Why Your Crypto Feed Is Wrecking Your Trades

The Financial Industry Regulatory Authority published a report in late 2025 finding that an increasing number of investors report social media content directly impacting their investment decisions, with the trend "especially pronounced among younger investors."

A separate study published in the Journal of Risk & Financial Management in 2024 found that heavy reliance on social media for investment advice is associated with lower financial satisfaction across generations, even after controlling for income and education.

When the UK Financial Conduct Authority led an international crackdown on unlawful financial influencers in June 2025, the operation involved nine regulators across six countries and resulted in more than 650 takedown requests on social media platforms.

The infrastructure of cryptocurrency social media is not a passive information source. It is a behavioral architecture that systematically degrades the quality of trading decisions.

The problem is not that social media exists or that people discuss investments online.

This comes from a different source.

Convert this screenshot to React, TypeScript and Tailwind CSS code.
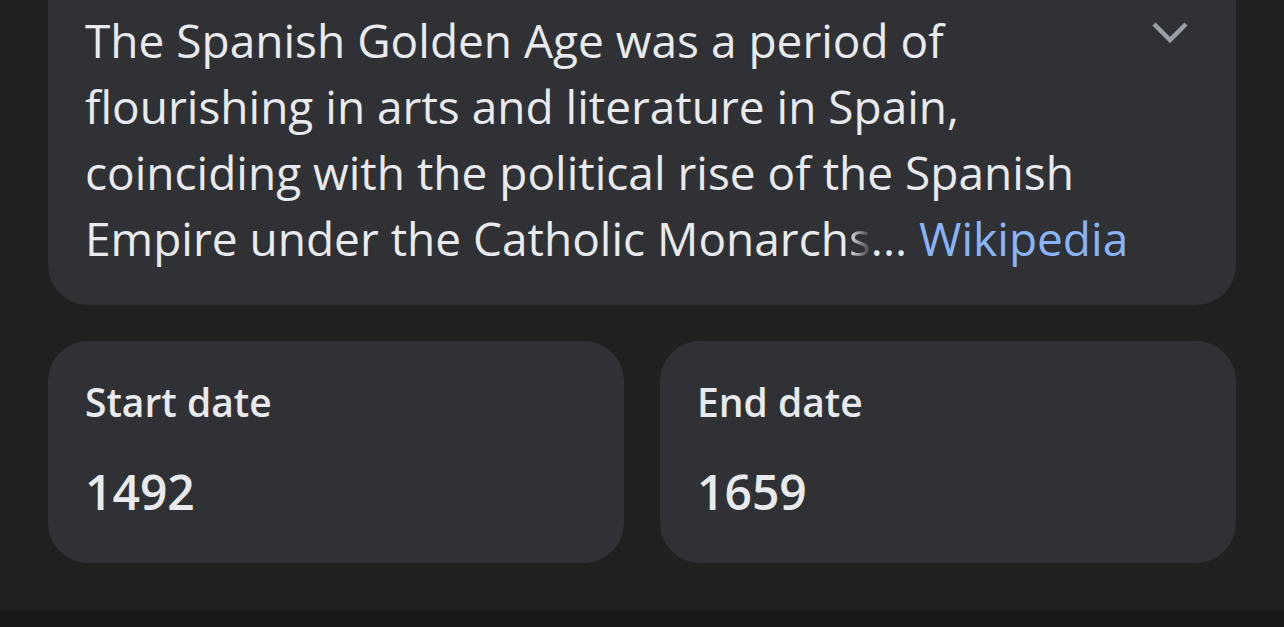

The problem is that the algorithmic systems governing platforms like X (formerly Twitter) and Reddit are optimized for engagement, not accuracy, and that the cryptocurrency market's structural characteristics, including 24/7 trading, extreme volatility, and heavy retail participation, make it uniquely vulnerable to the distortions those algorithms produce.

A trader who relies on a social media feed for market information is not receiving a balanced view of the evidence.

The trader is receiving a curated stream of content designed to maximize the time spent on the platform, which in practice means content that confirms existing beliefs, triggers emotional responses, and amplifies crowd behavior.

Below we explore the specific mechanisms through which social media platforms distort cryptocurrency trading decisions, how financial influencers exploit those mechanisms, what global regulators are doing about it, and how an individual trader can build an information diet that filters signal from noise.

How Algorithms Weaponize Confirmation Bias

Confirmation bias is the tendency to seek out, interpret, and remember information that confirms pre-existing beliefs while discounting information that contradicts them.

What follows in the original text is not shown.